“You’re right. There, Chub, there’s a knife for you. You’re a good little fellow, as well as you knows how to be.”
Chub grinned, took the knife, opened both blades, and nodding his head, made off without a word.
“The etarnal little heathen! Never to say so much as thank ye.”
“Nebber mind, Misser Bunce; dat’s de ‘spectable t’ing wha’ you do. Always ’member, ef you wants to be gempleman’s, dat you kaint take no money from nigger and poor buckrah. You kin gib um wha’ you please, but you mustn’t ’speck dem to be gibbing you.”
“But in the way of trade, Caesar,” said the pedler, putting his horse in motion.
“Der’s a time for trade, and a time for gib, and you must do de genteel t’ing, and nebber consider wha’s de ’spense of it, or de profit. De nigger hab he task in de cornfiel’, and he hab for do um; but ’spose maussa wants he nigger to do somet’ing dat aint in he task—dat’s to say in de nigger own time—wha’ den? He pays um han’some for it. When you’s a trading, trade and git you pay, but when you’s a trabelling with gemplemans and he family, da’s no time for trade. Ef you open you box at dem times, you must jest put in you hand, and take out de t’ing wha’ you hab for gib, and say, ‘Yer Caesar—somet’ing for you, boy!’”

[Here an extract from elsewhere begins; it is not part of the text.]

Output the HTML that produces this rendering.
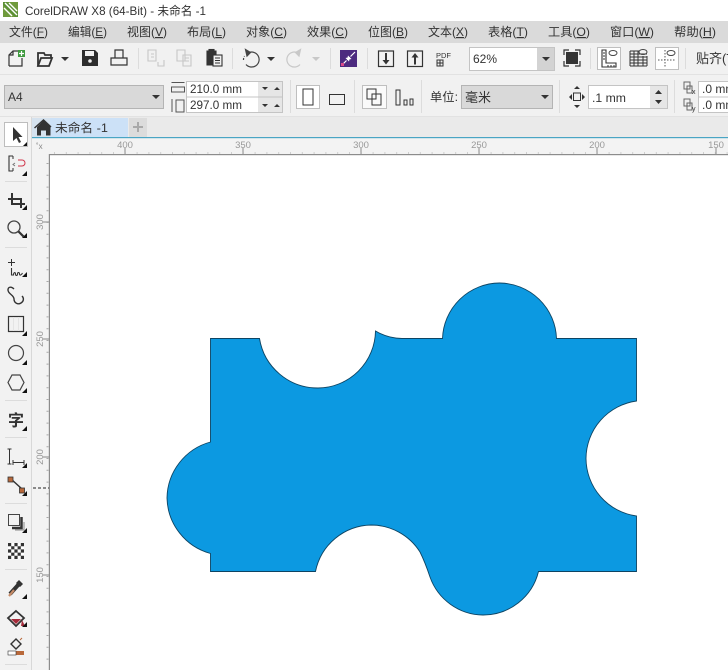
<!DOCTYPE html>
<html><head><meta charset="utf-8"><style>
html,body{margin:0;padding:0;background:#fff;width:728px;height:670px;overflow:hidden}
svg{display:block;filter:blur(.3px)}
text{font-family:"Liberation Sans","Noto Sans CJK SC",sans-serif;fill:#333}
.m{font-size:12px}
.s{font-size:12px}
.r{font-size:9.500px;fill:#999}
</style></head><body>
<svg width="728" height="670" viewBox="0 0 728 670" xmlns="http://www.w3.org/2000/svg">
<!-- backgrounds -->
<rect width="728" height="670" fill="#fff"/>
<rect y="21" width="728" height="22" fill="#dadada"/>
<rect y="43" width="728" height="31" fill="#f1f1f1"/>
<rect y="74" width="728" height="43" fill="#f1f1f1"/>
<rect y="74" width="728" height="1" fill="#e2e2e2"/>
<rect y="116" width="728" height="1" fill="#e2e2e2"/>
<rect y="117" width="728" height="21" fill="#eaeaea"/>
<rect y="117" width="32" height="553" fill="#f2f2f2"/>
<rect x="31" y="117" width="1" height="553" fill="#d8d8d8"/>
<rect x="32" y="138" width="696" height="17" fill="#f3f3f3"/>
<rect x="32" y="138" width="17" height="532" fill="#f3f3f3"/>
<rect x="49" y="155" width="679" height="515" fill="#fff"/>
<rect x="49" y="154" width="679" height="1.200" fill="#8c8c8c"/>
<rect x="48.800" y="154" width="1.200" height="516" fill="#8c8c8c"/>

<!-- title -->
<g>
<rect x="3" y="2" width="15" height="15" fill="#6f9a3c"/>
<path d="M3 2h4l11 11v4h-3L3 5z" fill="#4d8b2f" opacity=".55"/>
<path d="M5 3 L17 15 M9 3 L17 11 M4 8 L12 16" stroke="#fff" stroke-width="1.400" fill="none"/>
</g>
<text x="25" y="15" class="m" textLength="181" lengthAdjust="spacingAndGlyphs">CorelDRAW X8 (64-Bit) - 未命名 -1</text>

<!-- menu -->
<g>
<text x="9" y="36" class="m" textLength="39" lengthAdjust="spacingAndGlyphs">文件(<tspan text-decoration="underline">F</tspan>)</text>
<text x="68" y="36" class="m" textLength="39" lengthAdjust="spacingAndGlyphs">编辑(<tspan text-decoration="underline">E</tspan>)</text>
<text x="127" y="36" class="m" textLength="40" lengthAdjust="spacingAndGlyphs">视图(<tspan text-decoration="underline">V</tspan>)</text>
<text x="187" y="36" class="m" textLength="39" lengthAdjust="spacingAndGlyphs">布局(<tspan text-decoration="underline">L</tspan>)</text>
<text x="246" y="36" class="m" textLength="41" lengthAdjust="spacingAndGlyphs">对象(<tspan text-decoration="underline">C</tspan>)</text>
<text x="307" y="36" class="m" textLength="41" lengthAdjust="spacingAndGlyphs">效果(<tspan text-decoration="underline">C</tspan>)</text>
<text x="368" y="36" class="m" textLength="40" lengthAdjust="spacingAndGlyphs">位图(<tspan text-decoration="underline">B</tspan>)</text>
<text x="428" y="36" class="m" textLength="40" lengthAdjust="spacingAndGlyphs">文本(<tspan text-decoration="underline">X</tspan>)</text>
<text x="488" y="36" class="m" textLength="40" lengthAdjust="spacingAndGlyphs">表格(<tspan text-decoration="underline">T</tspan>)</text>
<text x="548" y="36" class="m" textLength="42" lengthAdjust="spacingAndGlyphs">工具(<tspan text-decoration="underline">O</tspan>)</text>
<text x="610" y="36" class="m" textLength="44" lengthAdjust="spacingAndGlyphs">窗口(<tspan text-decoration="underline">W</tspan>)</text>
<text x="674" y="36" class="m" textLength="42" lengthAdjust="spacingAndGlyphs">帮助(<tspan text-decoration="underline">H</tspan>)</text>
</g>

<!-- toolbar 1 -->
<g fill="none" stroke="#333" stroke-width="1.200">
<path d="M9 66V55l4-4h5M9 66h13V58"/>
<path d="M9 55h4v-4"/>
<rect x="18" y="50" width="7" height="7" fill="#3f9a3f" stroke="none"/>
<path d="M21.500 51v5M19 53.500h5" stroke="#fff"/>
<path d="M38 66V53h6l1 2h6v3" stroke-width="1.800"/>
<path d="M38 66h11l3-8H41l-3 8z" stroke-width="1.800"/>
<path d="M61 57h8l-4 4z" fill="#333" stroke="none"/>
<path d="M82 50h13l3 3v13H82z" fill="#2d2d2d" stroke="none"/>
<rect x="85" y="51" width="9" height="5" fill="#f1f1f1" stroke="none"/>
<circle cx="90" cy="61" r="1.800" fill="#f1f1f1" stroke="none"/>
<path d="M115 58v-8h8v8M111 58h16v7h-16z"/>
</g>
<g fill="none" stroke="#c6c6c6" stroke-width="1.100">
<path d="M148 50h8v11h-8zM151 54h3M151 57h3"/>
<path d="M158 62v4h6v-6"/>
<path d="M177 50h8v11h-8zM183 55h8v11h-8z"/>
<path d="M185 58h4M185 61h4"/>
</g>
<g fill="none" stroke="#333" stroke-width="1.100">
<path d="M207 51h9v14h-9z" fill="#333"/>
<rect x="209" y="49.500" width="5" height="3" fill="#333"/>
<rect x="213" y="55" width="9" height="11" fill="#f1f1f1"/>
<path d="M215 58h5M215 60.500h5M215 63h5" stroke-width="1"/>
</g>
<g fill="none" stroke="#444" stroke-width="1.200">
<path d="M249 52.500a7.500 7.500 0 1 1-3 12"/>
<path d="M245.500 49.500l5 3-3.500 3.500z" fill="#444"/>
<path d="M243.500 60a7 7 0 0 1 1-4" stroke-dasharray="2 1.500"/>
<path d="M267 57h8l-4 4z" fill="#333" stroke="none"/>
</g>
<g fill="none" stroke="#c8c8c8" stroke-width="1.200">
<path d="M297 52.500a7.500 7.500 0 1 0 3 12"/>
<path d="M300.500 49.500l-5 3 3.500 3.500z" fill="#c8c8c8"/>
<path d="M312 57h8l-4 4z" fill="#c8c8c8" stroke="none"/>
</g>
<rect x="340" y="50" width="17" height="17" fill="#4c2a7f"/>
<path d="M342 65l4.500-4.500M355 52l-4.500 4.500" stroke="#fff" stroke-width="1.200"/>
<path d="M350 57l-1 4.500-3.500-3.500zM347 60l1-4.500 3.500 3.500z" fill="#fff"/>
<rect x="341" y="63" width="3" height="3" fill="#d94b8a"/>
<g fill="none" stroke="#333" stroke-width="1.200">
<rect x="378.500" y="51" width="15" height="15.500"/>
<path d="M386 53v8" stroke-width="2"/><path d="M382.500 60h7l-3.500 4.500z" fill="#333" stroke="none"/>
<rect x="407.500" y="51" width="15" height="15.500"/>
<path d="M415 64.500v-8" stroke-width="2"/><path d="M411.500 57.500h7l-3.500-4.500z" fill="#333" stroke="none"/>
</g>
<text x="436" y="58" style="font-size:7.500px">PDF</text>
<path d="M437 60h6v6h-6zM437 63h6M440 60v6" stroke="#333" fill="none" stroke-width="1"/>
<rect x="469.500" y="47.500" width="85" height="23" fill="#fff" stroke="#c4c4c4"/>
<rect x="537" y="48" width="17" height="22" fill="#d3d3d3"/>
<text x="473" y="63" class="s">62%</text>
<path d="M542 57h8l-4 4z" fill="#333"/>
<path d="M564 55v-5h5M575 50h5v5M580 61v5h-5M569 66h-5v-5" fill="none" stroke="#333" stroke-width="1.200"/>
<rect x="566" y="52" width="12" height="12" fill="#333"/>
<rect x="597.500" y="47.500" width="23" height="22" fill="#fff" stroke="#bfbfbf"/>
<path d="M602 50v17h14v-4h-10V50z" fill="none" stroke="#333" stroke-width="1.100"/>
<path d="M608 65v2M611 65v2M614 65v2M603 53h2M603 56h2M603 59h2" stroke="#333"/>
<ellipse cx="613" cy="53" rx="4" ry="2.500" fill="none" stroke="#444"/>
<path d="M630 51h9M630 54h17M630 57h17M630 60h17M630 63h17M630 66h17M630 51v15M634 51v15M638 51v15M643 56v10M647 56v10" stroke="#333" fill="none"/>
<ellipse cx="643" cy="52" rx="4" ry="2.500" fill="none" stroke="#444"/>
<rect x="655.500" y="47.500" width="23" height="22" fill="#fff" stroke="#bfbfbf"/>
<path d="M665 50v17M658 60h17" stroke="#555" stroke-dasharray="1.500 1.500"/>
<ellipse cx="671" cy="53" rx="4" ry="2.500" fill="none" stroke="#444"/>
<text x="696" y="63" style="font-size:13px">贴齐(T)</text>
<g fill="#dcdcdc">
<rect x="138" y="48" width="1" height="21"/><rect x="232" y="48" width="1" height="21"/>
<rect x="330" y="48" width="1" height="21"/><rect x="367" y="48" width="1" height="21"/>
<rect x="590" y="48" width="1" height="21"/><rect x="685" y="48" width="1" height="21"/>
<rect x="290" y="80" width="1" height="33"/><rect x="354" y="80" width="1" height="33"/>
<rect x="421" y="80" width="1" height="33"/><rect x="559" y="80" width="1" height="33"/>
<rect x="674" y="80" width="1" height="33"/>
</g>

<!-- toolbar 2 -->
<rect x="4.500" y="85.500" width="159" height="23" fill="#d9d9d9" stroke="#b4b4b4"/>
<text x="8" y="101" class="s">A4</text>
<path d="M152 95h8l-4 4z" fill="#333"/>
<path d="M171.500 82.500h13M171.500 92v-5h13v5z" fill="none" stroke="#555"/>
<path d="M172 99v13M184 100h-8v12h8z" fill="none" stroke="#555"/>
<rect x="186.500" y="81.500" width="96" height="31" fill="#fff" stroke="#c4c4c4"/>
<rect x="258" y="82" width="24" height="30" fill="#e6e6e6"/>
<path d="M187 97h95" stroke="#c4c4c4"/>
<text x="190" y="93" class="s" textLength="52" lengthAdjust="spacingAndGlyphs">210.0 mm</text>
<text x="190" y="109" class="s" textLength="52" lengthAdjust="spacingAndGlyphs">297.0 mm</text>
<path d="M262 87h6l-3 3zM274 90h6l-3-3zM262 104h6l-3 3zM274 107h6l-3-3z" fill="#333"/>
<rect x="296.500" y="85.500" width="23" height="23" fill="#fff" stroke="#bfbfbf"/>
<rect x="303" y="89" width="10" height="16" fill="none" stroke="#333"/>
<rect x="329.500" y="94.500" width="15" height="10" fill="none" stroke="#333"/>
<rect x="362.500" y="85.500" width="24" height="23" fill="#fafafa" stroke="#bfbfbf"/>
<path d="M367 89h9v10h-9zM372 94h9v11h-9z" fill="none" stroke="#333"/>
<path d="M396 90h4v15h-4zM404 100h3v5h-3zM410 99h3v6h-3z" fill="none" stroke="#333"/>
<text x="430" y="101" class="s" textLength="28" lengthAdjust="spacingAndGlyphs">单位:</text>
<rect x="461.500" y="85.500" width="91" height="23" fill="#d9d9d9" stroke="#b4b4b4"/>
<text x="465" y="102" style="font-size:13px">毫米</text>
<path d="M541 95h8l-4 4z" fill="#333"/>
<rect x="573.500" y="93" width="7" height="7.500" fill="none" stroke="#333"/>
<path d="M577 86l3 3h-6zM577 108l3-3h-6zM569 97l3-3v6zM585 97l-3-3v6z" fill="#333"/>
<rect x="588.500" y="85.500" width="79" height="23" fill="#fff" stroke="#c4c4c4"/>
<rect x="650" y="86" width="17" height="22" fill="#e6e6e6"/>
<text x="592" y="102" class="s" textLength="34" lengthAdjust="spacingAndGlyphs">.1 mm</text>
<path d="M655 94h7l-3.500-4zM655 100h7l-3.500 4z" fill="#333"/>
<path d="M684 82h6v7h-6zM687 86h5v7h-5zM684 99h6v7h-6zM687 103h5v7h-5z" fill="none" stroke="#666"/>
<text x="692" y="94" style="font-size:7px">x</text><text x="692" y="111" style="font-size:7px">y</text>
<rect x="698.500" y="81.500" width="40" height="31" fill="#fff" stroke="#c4c4c4"/>
<path d="M699 97h30" stroke="#c4c4c4"/>
<text x="702" y="93" class="s">.0 mm</text>
<text x="702" y="109" class="s">.0 mm</text>

<!-- tabs -->
<rect x="32" y="118" width="18" height="19" fill="#d5e2ee"/>
<rect x="50" y="118" width="78" height="19" fill="#cce1f7"/>
<rect x="129" y="118" width="18" height="19" fill="#dcdcdc"/>
<path d="M43.500 120.500l7 6.500v8.500h-4.500v-5h-5v5H37V127z" fill="#333"/>
<path d="M34.500 128l9-8 7.500 7" fill="none" stroke="#333" stroke-width="1.500"/>
<text x="55" y="132" class="s" textLength="53" lengthAdjust="spacingAndGlyphs">未命名 -1</text>
<path d="M138 122v10M133 127h10" stroke="#a9a9a9" stroke-width="2"/>
<rect x="32" y="137" width="696" height="1.200" fill="#49a5c4"/>

<!-- ruler -->
<text x="36" y="149" style="font-size:8px;fill:#888">˚x</text>
<g class="r" text-anchor="middle">
<text class="r" x="125" y="148">400</text><text class="r" x="243" y="148">350</text><text class="r" x="361" y="148">300</text><text class="r" x="479" y="148">250</text><text class="r" x="597" y="148">200</text><text class="r" x="716" y="148">150</text>
<text class="r" transform="translate(43 222) rotate(-90)">300</text>
<text class="r" transform="translate(43 339) rotate(-90)">250</text>
<text class="r" transform="translate(43 457) rotate(-90)">200</text>
<text class="r" transform="translate(43 575) rotate(-90)">150</text>
</g>
<path d="M125 148v6M243 148v6M361 148v6M479 148v6M597 148v6M716 148v6M43 222h6M43 339h6M43 457h6M43 575h6" stroke="#8a8a8a"/>
<path stroke="#a8a8a8" stroke-dasharray="1 10.800" d="M54 153H728"/>
<path stroke="#a8a8a8" stroke-width="2" stroke-dasharray="1 10.800" d="M47.500 163V670"/>
<path d="M33 488h16" stroke="#222" stroke-dasharray="3 2"/>

<!-- puzzle -->
<path d="M210.500 338.500H259.500A59 59 0 0 0 318 388A58 58 0 0 0 375.500 331C383 335.500 392 338.500 402 338.500H442.500A57.500 57.500 0 0 1 499.500 283A57.500 57.500 0 0 1 556.500 338.500H636.500V401A58.500 58.500 0 0 0 586 458.500A58.500 58.500 0 0 0 636.500 516V571.500H538.500A57 57 0 0 1 483 615A57 57 0 0 1 430 577C427 568 424 560 420 552A58 58 0 0 0 371 525A58 58 0 0 0 315.500 571.500H210.500V553.500A59 59 0 0 1 167 498A59 59 0 0 1 210.500 442Z" fill="#0c99e1" stroke="#0d4463" stroke-width=".9"/>

<!-- toolbox -->
<rect x="4.500" y="122.500" width="23" height="24" fill="#fff" stroke="#bdbdbd"/>
<path d="M13 127v14l3.500-3 2.500 5 2-1-2.500-5h4z" fill="#333"/>
<g fill="#dcdcdc">
<rect x="5" y="181" width="22" height="1"/><rect x="5" y="247" width="22" height="1"/>
<rect x="5" y="400" width="22" height="1"/><rect x="5" y="437" width="22" height="1"/>
<rect x="5" y="503" width="22" height="1"/><rect x="5" y="569" width="22" height="1"/>
<rect x="5" y="664" width="22" height="1"/>
</g>
<!-- shape tool -->
<path d="M13 156H9v15h4" fill="none" stroke="#333" stroke-width="1.100"/>
<path d="M13 156v3M13 171v-3" stroke="#333"/>
<path d="M15 163l-2 1.500 2 1.500" fill="none" stroke="#777"/>
<path d="M18 160h4a2.500 2.500 0 0 1 0 6h-4" fill="none" stroke="#d0354a"/>
<!-- crop -->
<path d="M8 199h13v9M12 193v11h13" fill="none" stroke="#333" stroke-width="2"/>
<!-- zoom -->
<circle cx="14" cy="227" r="6" fill="none" stroke="#444" stroke-width="1.300"/>
<path d="M18.500 231.500l5 5" stroke="#333" stroke-width="2.200"/>
<!-- freehand -->
<path d="M11.500 259v7M8 262.500h7" stroke="#333"/>
<path d="M11.500 268v7h2c0-3 2-3 2-1s2 2 2 0 2-2 2 0 2 1 3-1" fill="none" stroke="#333" stroke-width="1.100"/>
<!-- artistic -->
<path d="M14 289c-3-3-6-2-6 1 0 4 6 5 6 9 0 4 4 6 7 4 3-2 3-5 1-7" fill="none" stroke="#333" stroke-width="1.400"/>
<!-- rect -->
<rect x="8.500" y="316.500" width="15" height="15" fill="none" stroke="#333" stroke-width="1.200"/>
<path d="M13.500 317v14M18.500 317v14" stroke="#e4e4e4"/>
<!-- ellipse -->
<circle cx="16" cy="353" r="7.500" fill="none" stroke="#444" stroke-width="1.200"/>
<!-- polygon -->
<path d="M12 375h8l4 7.500-4 7.500h-8l-4-7.500z" fill="none" stroke="#444" stroke-width="1.200"/>
<!-- text tool -->
<text x="8" y="426" style="font-size:16px;font-weight:bold">字</text>
<!-- dimension -->
<path d="M9.500 449v15M7.500 449h4M7.500 464h4M13 462.500h11M13 460v5M24 460v5" fill="none" stroke="#333"/>
<!-- connector -->
<path d="M11 479l11 10" stroke="#333" stroke-width="1.500"/>
<rect x="8" y="477" width="5" height="5" fill="#b8683a" stroke="#333" stroke-width=".8"/>
<rect x="19.500" y="488" width="5" height="5" fill="#b8683a" stroke="#333" stroke-width=".8"/>
<!-- shadow -->
<rect x="8.500" y="514.500" width="11" height="11" fill="none" stroke="#444"/>
<path d="M21.500 517v11H12" fill="none" stroke="#333" stroke-width="2.500"/>
<path d="M24 522v8H15" fill="none" stroke="#888" stroke-width="1"/>
<!-- transparency -->
<rect x="8" y="543" width="16" height="16" fill="#fff"/>
<path d="M8 543h3.200v3.200H8zM14.400 543h3.200v3.200h-3.200zM20.800 543H24v3.200h-3.200zM11.200 546.200h3.200v3.200h-3.200zM17.600 546.200h3.200v3.200h-3.200zM8 549.400h3.200v3.200H8zM14.400 549.400h3.200v3.200h-3.200zM20.800 549.400H24v3.200h-3.200zM11.200 552.600h3.200v3.200h-3.200zM17.600 552.600h3.200v3.200h-3.200zM8 555.800h3.200V559H8zM14.400 555.800h3.200V559h-3.200zM20.800 555.800H24V559h-3.200z" fill="#333"/>
<!-- eyedropper -->
<path d="M10 594l9-10" stroke="#333" stroke-width="4"/>
<path d="M9 596l5-6" stroke="#c58a66" stroke-width="2.200"/>
<path d="M19 580l4 4-3 3-4-4z" fill="#333"/>
<!-- fill -->
<path d="M16 611l8 7-8 8-8-8z" fill="none" stroke="#333" stroke-width="1.800"/>
<path d="M11 619h10l-5 5z" fill="#a52a3a"/>
<path d="M22 620l3 6h-4z" fill="#a52a3a"/>
<!-- outline -->
<path d="M16 639l5 5-5 5-5-5z" fill="none" stroke="#333" stroke-width="1.400"/>
<path d="M20 640l2-2" stroke="#b8683a"/>
<rect x="8" y="651" width="16" height="4" fill="#b8683a"/>
<rect x="8" y="651" width="8" height="4" fill="#fff" stroke="#333" stroke-width=".6"/>
<!-- tool flyout triangles -->
<g fill="#111">
<path d="M27 142v4h-4z"/><path d="M27 171v5h-5z"/><path d="M27 205v5h-5z"/><path d="M27 233v5h-5z"/><path d="M27 272v5h-5z"/>
<path d="M27 331v5h-5z"/><path d="M27 360v5h-5z"/><path d="M27 388v5h-5z"/><path d="M27 426v5h-5z"/><path d="M27 463v5h-5z"/><path d="M27 491v5h-5z"/>
<path d="M27 528v5h-5z"/><path d="M27 594v5h-5z"/><path d="M27 622v5h-5z"/>
</g>
</svg>
</body></html>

“Hem! that’s the how, is it?” said the pedler with a leer that was good-humoredly knowing. “Well, old fellow, as you’ve given me quite a lesson how to behave myself, I guess I must show you that I understand how to prove that I’m thankful—so here, Caesar, is a cut for you from one of my best goods.”
He accompanied the words with a smart stroke of his whip, a totally unexpected salutation, over the shoulders, which set the negro off in a canter. Bunce, however, called him back; holding up a flaming handkerchief of red and orange, as a means of reconciliation. Caesar was soon pacified, and the two rode on together in a pleasant companionship, which suffered no interruptions on the road; Caesar all the way continuing to give the pedler a proper idea of the processes through which he might become a respectable person in Carolina.
There are still other parties to our story which it is required that we should dispose of according to the rules of the novel.
Let us return to the dungeon of the outlaw, where we behold him in a situation as proper to his deserts as it is new to his experience. Hitherto, he has gone free of all human bonds and penalties, save that of exile from society, and a life of continued insecurity. He has never prepared his mind with resignation to endure patiently such a condition. What an intellect was here allowed to go to waste—what fine talents have been perverted in this man. Endowments that might have done the country honor, have been made to minister only in its mischiefs.